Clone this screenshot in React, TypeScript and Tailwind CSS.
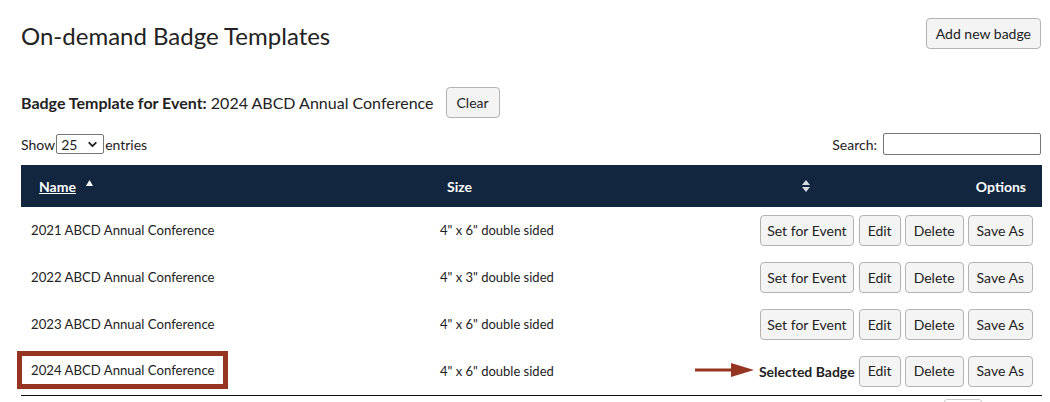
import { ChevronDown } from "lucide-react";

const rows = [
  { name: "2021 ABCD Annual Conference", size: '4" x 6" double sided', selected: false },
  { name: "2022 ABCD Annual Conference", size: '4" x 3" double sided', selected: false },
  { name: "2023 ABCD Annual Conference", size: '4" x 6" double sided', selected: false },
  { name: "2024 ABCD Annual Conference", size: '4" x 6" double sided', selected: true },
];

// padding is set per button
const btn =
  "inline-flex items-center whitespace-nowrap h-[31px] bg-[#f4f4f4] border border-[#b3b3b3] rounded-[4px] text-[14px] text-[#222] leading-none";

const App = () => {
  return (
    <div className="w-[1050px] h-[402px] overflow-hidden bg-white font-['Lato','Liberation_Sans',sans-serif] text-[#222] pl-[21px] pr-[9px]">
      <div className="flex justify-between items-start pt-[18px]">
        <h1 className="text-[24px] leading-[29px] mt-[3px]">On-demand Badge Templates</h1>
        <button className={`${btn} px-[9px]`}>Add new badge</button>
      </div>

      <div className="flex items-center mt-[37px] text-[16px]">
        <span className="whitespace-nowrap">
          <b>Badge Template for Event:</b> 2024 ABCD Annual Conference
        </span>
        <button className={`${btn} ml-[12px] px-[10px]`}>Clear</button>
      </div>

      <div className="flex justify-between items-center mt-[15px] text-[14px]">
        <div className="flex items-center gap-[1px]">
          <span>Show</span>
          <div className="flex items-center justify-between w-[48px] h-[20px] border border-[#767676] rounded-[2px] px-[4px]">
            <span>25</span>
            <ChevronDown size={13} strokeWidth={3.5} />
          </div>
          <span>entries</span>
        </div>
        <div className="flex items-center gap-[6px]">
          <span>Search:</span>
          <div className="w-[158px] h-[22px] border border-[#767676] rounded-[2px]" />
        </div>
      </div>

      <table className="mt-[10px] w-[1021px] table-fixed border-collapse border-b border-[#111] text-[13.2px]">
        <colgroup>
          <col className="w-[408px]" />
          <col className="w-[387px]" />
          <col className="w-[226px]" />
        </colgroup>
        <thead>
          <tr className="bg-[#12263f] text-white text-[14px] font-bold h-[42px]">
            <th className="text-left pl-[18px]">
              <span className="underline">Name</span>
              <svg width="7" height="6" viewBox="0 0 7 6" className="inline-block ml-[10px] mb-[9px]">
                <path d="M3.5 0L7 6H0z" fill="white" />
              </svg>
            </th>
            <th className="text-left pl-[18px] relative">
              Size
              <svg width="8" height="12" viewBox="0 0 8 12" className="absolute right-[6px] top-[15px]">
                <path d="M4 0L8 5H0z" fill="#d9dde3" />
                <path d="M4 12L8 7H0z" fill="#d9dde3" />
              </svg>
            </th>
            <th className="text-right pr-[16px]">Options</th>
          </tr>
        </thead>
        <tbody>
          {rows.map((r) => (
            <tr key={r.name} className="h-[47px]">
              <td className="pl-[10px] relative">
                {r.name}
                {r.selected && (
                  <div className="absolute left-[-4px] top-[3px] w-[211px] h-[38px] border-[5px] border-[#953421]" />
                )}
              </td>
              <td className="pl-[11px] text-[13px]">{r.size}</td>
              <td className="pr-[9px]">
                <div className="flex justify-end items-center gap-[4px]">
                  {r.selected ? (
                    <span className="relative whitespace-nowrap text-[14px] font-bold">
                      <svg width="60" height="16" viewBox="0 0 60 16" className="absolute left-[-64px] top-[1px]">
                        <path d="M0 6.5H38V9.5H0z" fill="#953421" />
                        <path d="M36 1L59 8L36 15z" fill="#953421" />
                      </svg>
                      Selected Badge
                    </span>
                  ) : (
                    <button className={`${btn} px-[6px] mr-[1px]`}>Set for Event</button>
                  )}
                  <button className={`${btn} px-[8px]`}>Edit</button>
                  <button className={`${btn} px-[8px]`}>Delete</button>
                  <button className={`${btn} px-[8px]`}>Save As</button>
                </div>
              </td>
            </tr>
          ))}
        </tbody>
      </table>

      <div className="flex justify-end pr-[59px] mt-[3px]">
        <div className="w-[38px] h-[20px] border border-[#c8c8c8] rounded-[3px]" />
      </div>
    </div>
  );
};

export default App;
================
--- Task brief ---
Omit any images, then output the listing exactly.

--- Solution for this exercise ---
Clone this screenshot in React, TypeScript and Tailwind CSS.
import { ChevronDown } from "lucide-react";

const rows = [
  { name: "2021 ABCD Annual Conference", size: '4" x 6" double sided', selected: false },
  { name: "2022 ABCD Annual Conference", size: '4" x 3" double sided', selected: false },
  { name: "2023 ABCD Annual Conference", size: '4" x 6" double sided', selected: false },
  { name: "2024 ABCD Annual Conference", size: '4" x 6" double sided', selected: true },
];

// padding is set per button
const btn =
  "inline-flex items-center whitespace-nowrap h-[31px] bg-[#f4f4f4] border border-[#b3b3b3] rounded-[4px] text-[14px] text-[#222] leading-none";

const App = () => {
  return (
    <div className="w-[1050px] h-[402px] overflow-hidden bg-white font-['Lato','Liberation_Sans',sans-serif] text-[#222] pl-[21px] pr-[9px]">
      <div className="flex justify-between items-start pt-[18px]">
        <h1 className="text-[24px] leading-[29px] mt-[3px]">On-demand Badge Templates</h1>
        <button className={`${btn} px-[9px]`}>Add new badge</button>
      </div>

      <div className="flex items-center mt-[37px] text-[16px]">
        <span className="whitespace-nowrap">
          <b>Badge Template for Event:</b> 2024 ABCD Annual Conference
        </span>
        <button className={`${btn} ml-[12px] px-[10px]`}>Clear</button>
      </div>

      <div className="flex justify-between items-center mt-[15px] text-[14px]">
        <div className="flex items-center gap-[1px]">
          <span>Show</span>
          <div className="flex items-center justify-between w-[48px] h-[20px] border border-[#767676] rounded-[2px] px-[4px]">
            <span>25</span>
            <ChevronDown size={13} strokeWidth={3.5} />
          </div>
          <span>entries</span>
        </div>
        <div className="flex items-center gap-[6px]">
          <span>Search:</span>
          <div className="w-[158px] h-[22px] border border-[#767676] rounded-[2px]" />
        </div>
      </div>

      <table className="mt-[10px] w-[1021px] table-fixed border-collapse border-b border-[#111] text-[13.2px]">
        <colgroup>
          <col className="w-[408px]" />
          <col className="w-[387px]" />
          <col className="w-[226px]" />
        </colgroup>
        <thead>
          <tr className="bg-[#12263f] text-white text-[14px] font-bold h-[42px]">
            <th className="text-left pl-[18px]">
              <span className="underline">Name</span>
              <svg width="7" height="6" viewBox="0 0 7 6" className="inline-block ml-[10px] mb-[9px]">
                <path d="M3.5 0L7 6H0z" fill="white" />
              </svg>
            </th>
            <th className="text-left pl-[18px] relative">
              Size
              <svg width="8" height="12" viewBox="0 0 8 12" className="absolute right-[6px] top-[15px]">
                <path d="M4 0L8 5H0z" fill="#d9dde3" />
                <path d="M4 12L8 7H0z" fill="#d9dde3" />
              </svg>
            </th>
            <th className="text-right pr-[16px]">Options</th>
          </tr>
        </thead>
        <tbody>
          {rows.map((r) => (
            <tr key={r.name} className="h-[47px]">
              <td className="pl-[10px] relative">
                {r.name}
                {r.selected && (
                  <div className="absolute left-[-4px] top-[3px] w-[211px] h-[38px] border-[5px] border-[#953421]" />
                )}
              </td>
              <td className="pl-[11px] text-[13px]">{r.size}</td>
              <td className="pr-[9px]">
                <div className="flex justify-end items-center gap-[4px]">
                  {r.selected ? (
                    <span className="relative whitespace-nowrap text-[14px] font-bold">
                      <svg width="60" height="16" viewBox="0 0 60 16" className="absolute left-[-64px] top-[1px]">
                        <path d="M0 6.5H38V9.5H0z" fill="#953421" />
                        <path d="M36 1L59 8L36 15z" fill="#953421" />
                      </svg>
                      Selected Badge
                    </span>
                  ) : (
                    <button className={`${btn} px-[6px] mr-[1px]`}>Set for Event</button>
                  )}
                  <button className={`${btn} px-[8px]`}>Edit</button>
                  <button className={`${btn} px-[8px]`}>Delete</button>
                  <button className={`${btn} px-[8px]`}>Save As</button>
                </div>
              </td>
            </tr>
          ))}
        </tbody>
      </table>

      <div className="flex justify-end pr-[59px] mt-[3px]">
        <div className="w-[38px] h-[20px] border border-[#c8c8c8] rounded-[3px]" />
      </div>
    </div>
  );
};

export default App;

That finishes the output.